The Insidious Nature of Tax Preferences

Posted by Bob Lord

The Romney tax plan would exempt from income tax all
investment income of those whose total income does not exceed $200,000. So, if
you have a $200,000 salary and I have a $100,000 salary and $100,000 of
interest income from by bond portfolio, I’ll pay a lot less in tax. That part’s
easy. But what if we both have a $100,000 salary and I have my $100,000
interest income? Are our tax liabilities about the same? If you said yes, you’d
likely be wrong. My liability likely still is much lower than yours. Because I
have that extra $100,000 of income, I’ll spend more, and in all likelihood I’ll
have more itemized deductions. I’ll have a larger mortgage; I’ll give a little
more to charity; my property tax bill will be a bit higher, and so forth. So,
even though I make twice as much as you, my tax bill will be considerably
lower. Fair, huh?

Paul Ryan would add interest income to the types of income
that are taxed at a lower rate. That is not entirely illogical. If you’re
taxing some forms of investment income, capital gains and dividends, at a lower
rate, it makes sense that all investment income at a lower rate. The problem
lies in the deductibility of interest by many people of the interest they pay. I
borrow from you to start a business. As I deduct my interest expense to reduce
the taxable income of the business, my tax liability is reduced at ordinary
income tax rates. You, however, pay tax on the interest you receive from me at
reduced, preferential rates. In the process, the public fisc is whipsawed.
Every time money is borrowed, total tax revenues decline. The borrower’s tax is
reduced at ordinary rates, while the lender’s tax is increased at preferential
rates.

George W. Bush passed legislation that allowed the cost of
trucks used in a business to be written off over a short period. So, doctors
who make hospital calls, lawyers who drive to court, and realtors who schlep
their clients bought new SUVs that fit the definition of “trucks.” Good for the
oil industry perhaps, but not good for a country dependent on foreign oil and a world struggling to contain climate change.

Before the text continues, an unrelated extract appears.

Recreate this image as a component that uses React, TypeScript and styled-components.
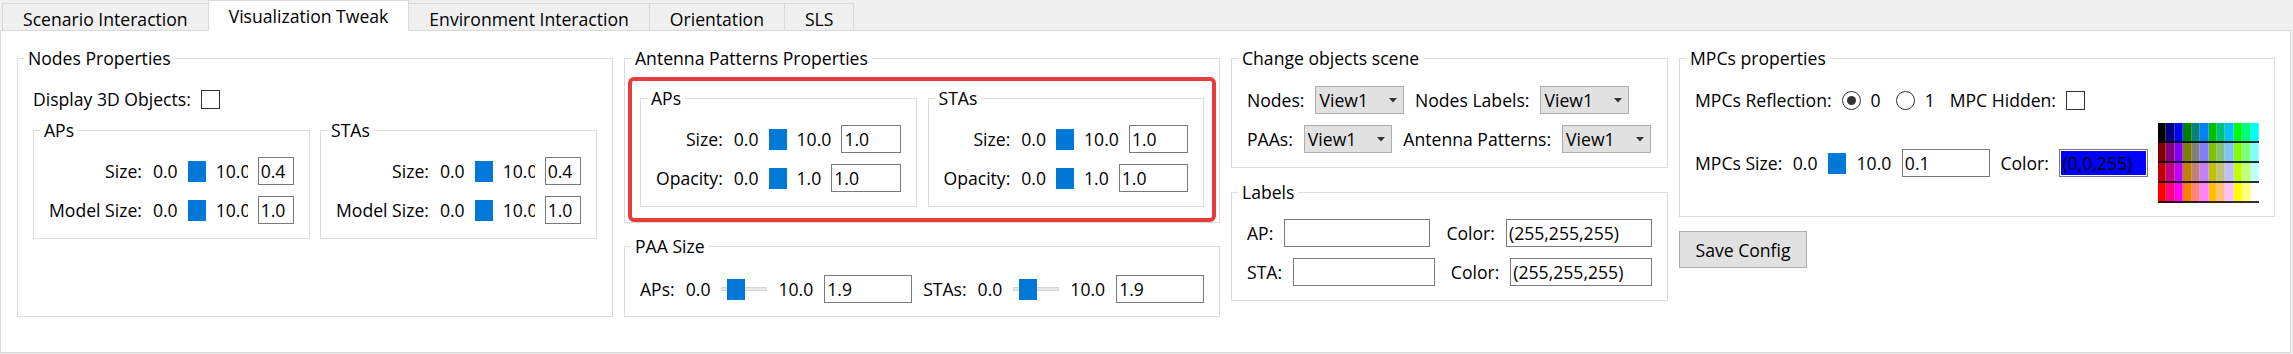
import React from "react";
import styled, { createGlobalStyle } from "styled-components";

const GlobalStyle = createGlobalStyle`
  html, body {
    margin: 0;
    padding: 0;
    background: #f0f0f0;
  }
  body {
    font-family: "Open Sans", "Noto Sans", "Liberation Sans", sans-serif;
    font-size: 17.6px;
    line-height: 20px;
    color: #000;
  }
  * {
    box-sizing: border-box;
  }
`;

const Window = styled.div`
  width: 2293px;
  height: 354px;
  overflow: hidden;
  background: #f0f0f0;
`;

const TabBar = styled.div`
  display: flex;
  align-items: flex-end;
  height: 30px;
  padding-left: 2px;
`;

const Tab = styled.div<{ $active?: boolean }>`
  position: relative;
  z-index: ${(p) => (p.$active ? 2 : 1)};
  height: ${(p) => (p.$active ? 31 : 27)}px;
  margin-bottom: ${(p) => (p.$active ? -1 : 0)}px;
  margin-left: -1px;
  padding: 4.5px 20px 0;
  border: 1px solid #d9d9d9;
  border-bottom: none;
  background: ${(p) => (p.$active ? "#fff" : "#f0f0f0")};
  white-space: nowrap;
  &:first-child {
    margin-left: 0;
  }
`;

const Pane = styled.div`
  display: flex;
  align-items: stretch;
  gap: 11px;
  height: 323px;
  margin-right: 2px;
  padding: 27px 15px 35px 16px;
  background: #fff;
  border: 1px solid #d9d9d9;
`;

const Column = styled.div<{ $w: number; $gap?: number; $top?: boolean }>`
  display: flex;
  flex-direction: column;
  flex: 0 0 ${(p) => p.$w}px;
  gap: ${(p) => p.$gap ?? 0}px;
  ${(p) => p.$top && "align-self: flex-start;"}
`;

const Group = styled.div<{ $pb?: number; $grow?: boolean }>`
  position: relative;
  min-width: 0;
  border: 1px solid #dcdcdc;
  padding: 0 15px ${(p) => p.$pb ?? 14}px;
  ${(p) => p.$grow && "flex: 1;"}
`;

const GroupTitle = styled.div`
  width: fit-content;
  margin: -11px 0 0 -9px;
  padding: 0 4px;
  background: #fff;
  line-height: 20px;
  white-space: nowrap;
`;

const GroupBody = styled.div<{ $pt: number; $gap?: number }>`
  display: flex;
  flex-direction: column;
  gap: ${(p) => p.$gap ?? 11}px;
  padding-top: ${(p) => p.$pt}px;
`;

const SubRow = styled.div<{ $gap: number }>`
  display: flex;
  gap: ${(p) => p.$gap}px;
  & > * {
    flex: 1 1 0;
  }
`;

const Highlight = styled.div`
  position: absolute;
  left: 3px;
  right: 3px;
  top: 18px;
  bottom: 0;
  border: 4px solid #e63c3c;
  border-radius: 6px;
  pointer-events: none;
`;

const Row = styled.div<{ $gap?: number }>`
  display: flex;
  align-items: center;
  gap: ${(p) => p.$gap ?? 11}px;
  min-height: 28px;
  white-space: nowrap;
`;

const Form = styled.div`
  display: grid;
  grid-template-columns: max-content minmax(0, 1fr);
  column-gap: 11px;
  row-gap: 11px;
  align-items: center;
`;

const FormLabel = styled.span`
  justify-self: end;
  white-space: nowrap;
`;

const Field = styled.div`
  display: flex;
  align-items: center;
  gap: 10px;
  min-width: 0;
  height: 28px;
`;

const Text = styled.span<{ $ml?: number }>`
  flex: none;
  white-space: nowrap;
  margin-left: ${(p) => p.$ml ?? 0}px;
`;

const MaxText = styled.span<{ $w?: number }>`
  flex: none;
  white-space: nowrap;
  overflow: hidden;
  ${(p) => p.$w && `width: ${p.$w}px;`}
`;

const SliderTrack = styled.div<{ $w: number }>`
  position: relative;
  flex: none;
  display: flex;
  align-items: center;
  width: ${(p) => p.$w}px;
  height: 21px;
`;

const Groove = styled.div`
  width: 100%;
  height: 4px;
  background: #e7e7e7;
  border: 1px solid #d6d6d6;
`;

const Handle = styled.div`
  position: absolute;
  top: 0;
  width: 18px;
  height: 21px;
  background: #0078d7;
`;

const LineEdit = styled.input<{ $w?: number }>`
  flex: ${(p) => (p.$w ? `0 0 ${p.$w}px` : "1 1 0")};
  width: 0;
  min-width: 0;
  height: 28px;
  padding: 0 2px;
  font: inherit;
  color: #000;
  background: #fff;
  border: 1px solid #7a7a7a;
  border-radius: 0;
  outline: none;
`;

const ColorBox = styled.div`
  flex: 1 1 0;
  min-width: 0;
  height: 28px;
  padding: 3px 2px 0;
  background: #0000ff;
  border: 1px solid #7a7a7a;
  box-shadow: inset 0 0 0 1px #fff;
  color: #000;
`;

const Combo = styled.div`
  display: flex;
  align-items: center;
  justify-content: space-between;
  flex: none;
  width: 88.5px;
  height: 28px;
  padding: 0 6px 0 3px;
  background: #e1e1e1;
  border: 1px solid #adadad;
`;

const CheckBox = styled.div`
  flex: none;
  width: 19px;
  height: 19px;
  background: #fff;
  border: 1px solid #333;
`;

const Radio = styled.div<{ $checked?: boolean }>`
  display: flex;
  align-items: center;
  justify-content: center;
  flex: none;
  width: 19px;
  height: 19px;
  border: 1px solid #333;
  border-radius: 50%;
  background: #fff;
  &::after {
    content: "";
    width: 9px;
    height: 9px;
    border-radius: 50%;
    background: ${(p) => (p.$checked ? "#333" : "transparent")};
  }
`;

const RadioOption = styled.label`
  display: flex;
  align-items: center;
  gap: 10px;
  margin-right: 5px;
`;

const Palette = styled.div`
  flex: none;
  display: grid;
  grid-template-columns: repeat(12, 1fr);
  grid-auto-rows: 20px;
  width: 101px;
`;

const Swatch = styled.div<{ $c: string }>`
  background: ${(p) => p.$c};
  box-shadow: inset 0 -2px 0 rgba(0, 0, 0, 0.8), inset -1px 0 0 rgba(255, 255, 255, 0.25);
`;

const Button = styled.button`
  width: 128px;
  height: 37px;
  padding: 0;
  font: inherit;
  color: #000;
  background: #e1e1e1;
  border: 1px solid #adadad;
  border-radius: 0;
`;

const tabs = [
  "Scenario Interaction",
  "Visualization Tweak",
  "Environment Interaction",
  "Orientation",
  "SLS",
];

const levels = [0, 128, 192, 255];
const blues = [0, 128, 255];
const paletteColors = levels.flatMap((r) =>
  levels.flatMap((g) => blues.map((b) => `rgb(${r},${g},${b})`))
);

function Slider({ width = 18, pct = 0 }: { width?: number; pct?: number }) {
  return (
    <SliderTrack $w={width}>
      {width > 18 && <Groove />}
      <Handle style={{ left: (width - 18) * pct }} />
    </SliderTrack>
  );
}

function Arrow() {
  return (
    <svg width="8" height="5" viewBox="0 0 8 5">
      <path d="M0 0h8L4 4.5z" fill="#333" />
    </svg>
  );
}

type SliderRow = { label: string; max: string; value: string };

function SliderGroup({
  title,
  rows,
  maxW,
  inputW,
}: {
  title: string;
  rows: SliderRow[];
  maxW?: number;
  inputW?: number;
}) {
  return (
    <Group>
      <GroupTitle>{title}</GroupTitle>
      <GroupBody $pt={17}>
        <Form>
          {rows.map((r) => (
            <React.Fragment key={r.label}>
              <FormLabel>{r.label}</FormLabel>
              <Field>
                <Text>0.0</Text>
                <Slider />
                <MaxText $w={maxW}>{r.max}</MaxText>
                <LineEdit $w={inputW} value={r.value} readOnly />
              </Field>
            </React.Fragment>
          ))}
        </Form>
      </GroupBody>
    </Group>
  );
}

const nodeRows = (v: string): SliderRow[] => [
  { label: "Size:", max: "10.0", value: v },
  { label: "Model Size:", max: "10.0", value: "1.0" },
];

const antennaRows: SliderRow[] = [
  { label: "Size:", max: "10.0", value: "1.0" },
  { label: "Opacity:", max: "1.0", value: "1.0" },
];

export default function App() {
  return (
    <Window>
      <GlobalStyle />
      <TabBar>
        {tabs.map((t) => (
          <Tab key={t} $active={t === "Visualization Tweak"}>
            {t}
          </Tab>
        ))}
      </TabBar>
      <Pane>
        <Column $w={596}>
          <Group $grow>
            <GroupTitle>Nodes Properties</GroupTitle>
            <GroupBody $pt={17} $gap={17}>
              <Row $gap={10}>
                <Text>Display 3D Objects:</Text>
                <CheckBox />
              </Row>
              <SubRow $gap={10}>
                <SliderGroup title="APs" rows={nodeRows("0.4")} maxW={32} />
                <SliderGroup title="STAs" rows={nodeRows("0.4")} maxW={32} />
              </SubRow>
            </GroupBody>
          </Group>
        </Column>

        <Column $w={596} $gap={23}>
          <Group $pb={15}>
            <GroupTitle>Antenna Patterns Properties</GroupTitle>
            <GroupBody $pt={30}>
              <SubRow $gap={11}>
                <SliderGroup title="APs" rows={antennaRows} />
                <SliderGroup title="STAs" rows={antennaRows} />
              </SubRow>
            </GroupBody>
            <Highlight />
          </Group>
          <Group $pb={13}>
            <GroupTitle>PAA Size</GroupTitle>
            <GroupBody $pt={19}>
              <Row>
                <Text>APs:</Text>
                <Text>0.0</Text>
                <Slider width={46} pct={0.19} />
                <Text>10.0</Text>
                <LineEdit value="1.9" readOnly />
                <Text>STAs:</Text>
                <Text>0.0</Text>
                <Slider width={46} pct={0.19} />
                <Text>10.0</Text>
                <LineEdit value="1.9" readOnly />
              </Row>
            </GroupBody>
          </Group>
        </Column>

        <Column $w={437} $gap={24} $top>
          <Group>
            <GroupTitle>Change objects scene</GroupTitle>
            <GroupBody $pt={18}>
              <Row>
                <Text>Nodes:</Text>
                <Combo>
                  View1
                  <Arrow />
                </Combo>
                <Text>Nodes Labels:</Text>
                <Combo>
                  View1
                  <Arrow />
                </Combo>
              </Row>
              <Row>
                <Text>PAAs:</Text>
                <Combo>
                  View1
                  <Arrow />
                </Combo>
                <Text>Antenna Patterns:</Text>
                <Combo>
                  View1
                  <Arrow />
                </Combo>
              </Row>
            </GroupBody>
          </Group>
          <Group>
            <GroupTitle>Labels</GroupTitle>
            <GroupBody $pt={17}>
              <Row>
                <Text>AP:</Text>
                <LineEdit value="" readOnly />
                <Text $ml={5}>Color:</Text>
                <LineEdit value="(255,255,255)" readOnly />
              </Row>
              <Row>
                <Text>STA:</Text>
                <LineEdit value="" readOnly />
                <Text $ml={5}>Color:</Text>
                <LineEdit value="(255,255,255)" readOnly />
              </Row>
            </GroupBody>
          </Group>
        </Column>

        <Column $w={596} $gap={14} $top>
          <Group $pb={13}>
            <GroupTitle>MPCs properties</GroupTitle>
            <GroupBody $pt={18} $gap={9}>
              <Row $gap={10}>
                <Text>MPCs Reflection:</Text>
                <RadioOption>
                  <Radio $checked />0
                </RadioOption>
                <RadioOption>
                  <Radio />1
                </RadioOption>
                <Text>MPC Hidden:</Text>
                <CheckBox />
              </Row>
              <Row $gap={10.5}>
                <Text>MPCs Size:</Text>
                <Text>0.0</Text>
                <Slider />
                <Text>10.0</Text>
                <LineEdit value="0.1" readOnly />
                <Text>Color:</Text>
                <ColorBox>(0,0,255)</ColorBox>
                <Palette>
                  {paletteColors.map((c, i) => (
                    <Swatch key={i} $c={c} />
                  ))}
                </Palette>
              </Row>
            </GroupBody>
          </Group>
          <div>
            <Button>Save Config</Button>
          </div>
        </Column>
      </Pane>
    </Window>
  );
}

Fifteen years ago, we created Roth IRAs. You don’t get a
deduction from income for the contributions you make (up to $5,000 per year) to
a Roth IRA, but the money you pull out is not taxable, no matter how large the
IRA grows. Many wealthy taxpayers have gamed the system. I don’t know how they
did it, but we have folks who have turned their $5,000 yearly contributions
into tens of millions stashed into Roth IRAs. And all of the income that
accrues to those IRAs will be forever exempt from tax.

The bottom line: More often than not, tax preferences have
insidious side effects. If we eliminated them overnight, the disruptions to the
market would be horrendous. But we’d be better off they were phased out.